Wright frequently performed at the Stratford Festival in Stratford, Ontario in the 1980s, including roles as Mistress Quickly in The Merry Wives of Windsor, Queen Margaret in Richard III, Paulina in The Winter's Tale, Mrs. Webb in Our Town, the Citizen's Wife in The Knight of the Burning Pestle, Mother Courage in Bertolt Brecht's Mother Courage and Her Children, and Germaine Lauzon in Michel Tremblay's Les Belles-soeurs alongside her sisters Anne and Janet. In 1986 she appeared as Luce in a production of Richard Rodgers and Lorenz Hart's The Boys from Syracuse, which was filmed and televised by CBC Television. In 1991 she also starred in the title role in a touring production of Willy Russell's play Shirley Valentine.

She appeared in the theatrical films Christina, The Wars and Thick as Thieves, the television films Slim Obsession, Love and Larceny and I'll Never Get to Heaven, and episodes of Adderly, The Twilight Zone and Street Legal.

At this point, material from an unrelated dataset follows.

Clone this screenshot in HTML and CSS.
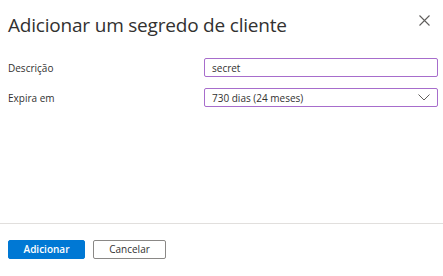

Over her career she won two Dora Mavor Moore Awards, for her performances in productions of Sam Shepard's A Lie of the Mind and John Murrell's New World, and an ACTRA Award for Slim Obsession.

She was staying in the Stratford home of Brent Carver, a close friend, with her visiting parents, when all three died in a house fire, in December 1991.